Fatih Akin, the prodigy director of the internationally acclaimed ‘Gegen Die Wand’ (Head-On), 2004’s Berlin Film Festival’s Golden Bear Winner, returns to the silver screens with another remarkable masterpiece,‘The Edge of Heaven’ which not only already got the Best Script Award at the prestigious Cannes Film Festival 2007, but also a lot of international press even without before being released in many countries.
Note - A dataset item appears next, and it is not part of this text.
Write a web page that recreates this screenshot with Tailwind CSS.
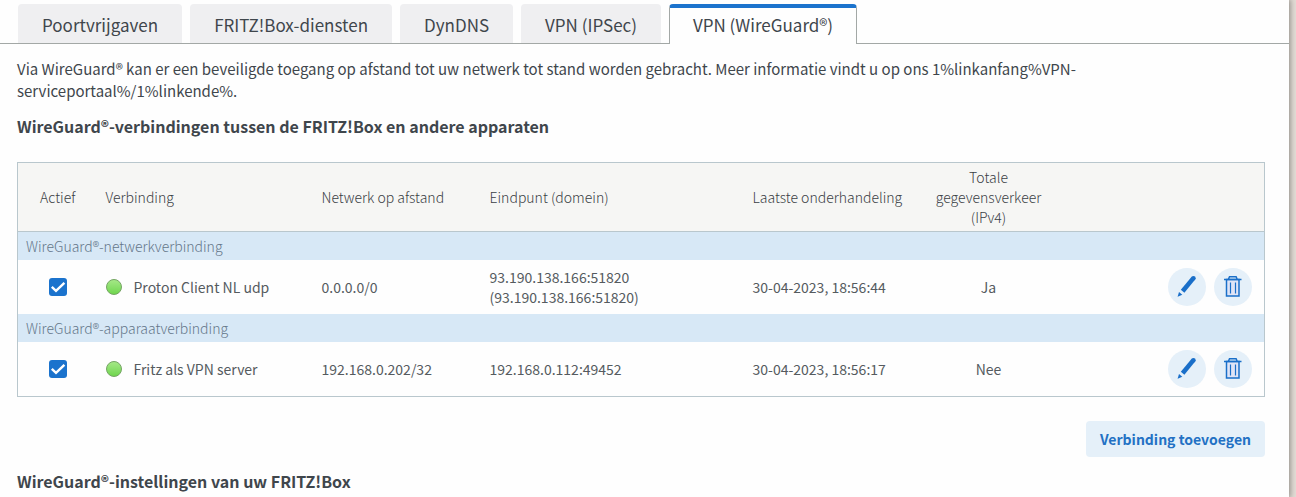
<!DOCTYPE html>
<html lang="nl">
<head>
    <meta charset="UTF-8">
    <meta name="viewport" content="width=device-width, initial-scale=1.0">
    <title>FRITZ!Box - VPN (WireGuard®)</title>
    <script src="https://cdn.jsdelivr.net/npm/@tailwindcss/browser@4"></script>
</head>
<body class="flex min-h-screen overflow-x-hidden bg-[#e2dcd5] font-['Noto_Sans_CJK_SC','Noto_Sans',sans-serif] text-[#3f464c]">

    <!-- Icons -->
    <svg class="hidden">
        <symbol id="icon-check" viewBox="0 0 18 18">
            <path d="M2.8 8.8 7 12.8 15.4 4.8" fill="none" stroke="#fff" stroke-width="2.4" />
        </symbol>
        <symbol id="icon-edit" viewBox="0 0 38 38">
            <path d="M14.6 23.2 25.2 10.4" fill="none" stroke="#1a6fc9" stroke-width="4.6" />
            <circle cx="25.4" cy="10.2" r="2.3" fill="#1a6fc9" />
            <path d="M9.6 28.8 11 23.9 14.3 26.7Z" fill="#1a6fc9" />
        </symbol>
        <symbol id="icon-delete" viewBox="0 0 38 38">
            <path d="M12.5 11.5h12.5v16.5h-12.5z" fill="#dfe4f6" stroke="#1a6fc9" stroke-width="1.5" />
            <path d="M10 11.5h17.5M14.5 11l1-2.2h6.6l1 2.2" fill="none" stroke="#1a6fc9" stroke-width="1.5" />
            <path d="M16.5 14.5v11M21.5 14.5v11" fill="none" stroke="#1a6fc9" stroke-width="1.2" />
        </symbol>
    </svg>

    <main class="mr-[7px] flex-1 bg-[#fefefe] shadow-[0_0_6px_1px_rgba(0,0,0,0.4)]">

        <!-- Tabs -->
        <nav class="flex h-11 items-end gap-2 border-b border-[#a3a8a6] pl-[18px] text-[17px]">
            <a href="#poort" class="h-[39px] rounded-t bg-[#efeff1] px-6 leading-[41px]">Poortvrijgaven</a>
            <a href="#diensten" class="h-[39px] rounded-t bg-[#efeff1] px-6 leading-[41px]">FRITZ!Box-diensten</a>
            <a href="#dyndns" class="h-[39px] rounded-t bg-[#efeff1] px-6 leading-[41px]">DynDNS</a>
            <a href="#ipsec" class="h-[39px] rounded-t bg-[#efeff1] px-6 leading-[41px]">VPN (IPSec)</a>
            <a href="#wireguard" class="-mb-px h-10 rounded-t border-x border-t-4 border-x-[#a3a8a6] border-t-[#1b73cd] bg-[#fefefe] px-[23px] leading-[33px]">VPN (WireGuard®)</a>
        </nav>

        <div class="pr-6 pl-[17px]">
            <p class="mt-3.5 max-w-[1100px] text-[15px] leading-[22px]">Via WireGuard® kan er een beveiligde toegang op afstand tot uw netwerk tot stand worden gebracht. Meer informatie vindt u op ons 1%linkanfang%VPN-serviceportaal%/1%linkende%.</p>

            <h2 class="mt-3 text-base leading-6 font-bold">WireGuard®-verbindingen tussen de FRITZ!Box en andere apparaten</h2>

            <table class="mt-6 w-full table-fixed border-collapse border border-[#b9c7cd] bg-[#fefefe] text-left text-sm leading-5 text-[#555b5f]">
                <colgroup>
                    <col class="w-20">
                    <col class="w-[216px]">
                    <col class="w-[168px]">
                    <col class="w-[263px]">
                    <col class="w-[182px]">
                    <col class="w-[124px]">
                    <col>
                </colgroup>
                <thead class="border-b border-[#b9c7cd] bg-[#f6f6f4] text-[#3a4044]">
                    <tr class="h-[69px]">
                        <th class="text-center font-light">Actief</th>
                        <th class="px-2 font-light">Verbinding</th>
                        <th class="px-2 font-light">Netwerk op afstand</th>
                        <th class="px-2 font-light">Eindpunt (domein)</th>
                        <th class="px-2 font-light">Laatste onderhandeling</th>
                        <th class="px-1 text-center font-light">Totale gegevensverkeer (IPv4)</th>
                        <td></td>
                    </tr>
                </thead>
                <tbody>
                    <tr class="h-7 bg-[#d7e8f6] text-[#65778a]">
                        <th colspan="7" class="px-2 font-light">WireGuard®-netwerkverbinding</th>
                    </tr>
                    <tr class="h-[54px]">
                        <td>
                            <div class="grid place-items-center">
                                <input type="checkbox" checked aria-label="Proton Client NL udp actief" class="col-start-1 row-start-1 size-[18px] appearance-none rounded-[3px] bg-[#1b73cd]">
                                <svg class="pointer-events-none col-start-1 row-start-1 size-[18px]"><use href="#icon-check" /></svg>
                            </div>
                        </td>
                        <td class="px-2">
                            <div class="flex items-center gap-3">
                                <span class="size-4 rounded-full border border-[#76a565] bg-linear-to-b from-[#a4e886] to-[#6fd64d]"></span>
                                Proton Client NL udp
                            </div>
                        </td>
                        <td class="px-2">0.0.0.0/0</td>
                        <td class="px-2">93.190.138.166:51820<br>(93.190.138.166:51820)</td>
                        <td class="px-2">30-04-2023, 18:56:44</td>
                        <td class="px-1 text-center">Ja</td>
                        <td class="pr-3">
                            <div class="flex justify-end gap-2">
                                <button type="button" aria-label="Bewerken" class="rounded-full bg-[#e5f0f9]"><svg class="size-[38px]"><use href="#icon-edit" /></svg></button>
                                <button type="button" aria-label="Verwijderen" class="rounded-full bg-[#e5f0f9]"><svg class="size-[38px]"><use href="#icon-delete" /></svg></button>
                            </div>
                        </td>
                    </tr>
                    <tr class="h-7 bg-[#d7e8f6] text-[#65778a]">
                        <th colspan="7" class="px-2 font-light">WireGuard®-apparaatverbinding</th>
                    </tr>
                    <tr class="h-[55px]">
                        <td>
                            <div class="grid place-items-center">
                                <input type="checkbox" checked aria-label="Fritz als VPN server actief" class="col-start-1 row-start-1 size-[18px] appearance-none rounded-[3px] bg-[#1b73cd]">
                                <svg class="pointer-events-none col-start-1 row-start-1 size-[18px]"><use href="#icon-check" /></svg>
                            </div>
                        </td>
                        <td class="px-2">
                            <div class="flex items-center gap-3">
                                <span class="size-4 rounded-full border border-[#76a565] bg-linear-to-b from-[#a4e886] to-[#6fd64d]"></span>
                                Fritz als VPN server
                            </div>
                        </td>
                        <td class="px-2">192.168.0.202/32</td>
                        <td class="px-2">192.168.0.112:49452</td>
                        <td class="px-2">30-04-2023, 18:56:17</td>
                        <td class="px-1 text-center">Nee</td>
                        <td class="pr-3">
                            <div class="flex justify-end gap-2">
                                <button type="button" aria-label="Bewerken" class="rounded-full bg-[#e5f0f9]"><svg class="size-[38px]"><use href="#icon-edit" /></svg></button>
                                <button type="button" aria-label="Verwijderen" class="rounded-full bg-[#e5f0f9]"><svg class="size-[38px]"><use href="#icon-delete" /></svg></button>
                            </div>
                        </td>
                    </tr>
                </tbody>
            </table>

            <div class="mt-6 flex justify-end">
                <button type="button" class="h-9 rounded bg-[#e5f0f9] px-3.5 text-sm font-bold text-[#2371c4]">Verbinding toevoegen</button>
            </div>

            <h2 class="mt-3 text-base leading-6 font-bold">WireGuard®-instellingen van uw FRITZ!Box</h2>
        </div>
    </main>

</body>
</html>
Just like in Akin’s previous movies, culture clash between the east and the west, racism, alienation, and loneliness are some of the main themes of his most recent movie, though his latest feature is a lot more complex and layered than to be simplified with these themes. The film follows the lives of various diverse Turkish and German characters as they cross borders, fall in love, lose love, get arrested,reconcile with their parents, in short, as they search to find their piece of heaven on earth. The movie centers around a young Turkish Philosophy Professor, Nejat, who leaves Germany in order to find Ayten, the missing daughter of his father’s former girlfriend. Meanwhile, in Turkey Ayten gets involved in illegal Political Activities and flees from Turkey in order to runaway from the Turkish Government that is after her. As these two characters, move from one city to another, they change the lives of every one around them by creating a chain reaction of events that oscillates between Turkey and Germany…
From the seedy slums of Germany, to the horrid Prisons of Turkey, Akin takes the viewer into a dark and unforgettable journey that starts at the darkest depths of hell ending at the Edge of Heaven.Fatih Akin, both as a director and as a writer, is incredibly bold and is never afraid to take its audience into the darkest and the most controversial spots of the World; though while doing this, he still maintains a neutral position concerning his characters and is never critical about any of his characters. Thus, in his films, nothing is purely black-and-white; this is clearly visible in even his secondary characters. In his films, no one gets judged or looked down on, all of his characters are real people with flows, some of these insignificant, while some of them are lethal. As a director and writer, Akin is interested at telling a believable but complex story, colored with great visuals,and inhabited by intriguing and well-developed characters. And that what Akin does masterfully in each of his films.
Compared to his previous films (‘In July’, ‘Head-On,’ and ‘Crossing The Bridge’) which are all unique films in their genre, still ‘Edge of Heaven’ stands out as Akin’s most intriguing, mature, and, inevitably, most political work. His work is political in the sense that he shows the world as complex and as diverse as it is, as opposed to the mainstream Cinema that tends the divide the world into simplistic and shallow categories like East/West, Christian/Muslim, Good/Evil.At a time, when the world is becoming more and more divided with these simple terms, Akin manages to deal with these terms in such a masterful and attentive way that the movie still ends without any concrete political statements about neither the west nor the east. This is solely what distinguishes him from the contemporary filmmakers that deals with the similar edgy and political themes. While most directors that enter in to this territory are trying to imprint their idealistic political agenda, Akin simply choses Cinema over making concrete political statements and delivers one impressive masterpiece after another. Thus, it can be postulated that perhaps these movies of Fatih Akin, especially ‘The Edge of Heaven,’ make one general political statement that is valid both for the east and the west; that is as long as we think of the world only within these shallow dividing territories, we will never reach even to the Edge of Heaven, let alone Heaven itself.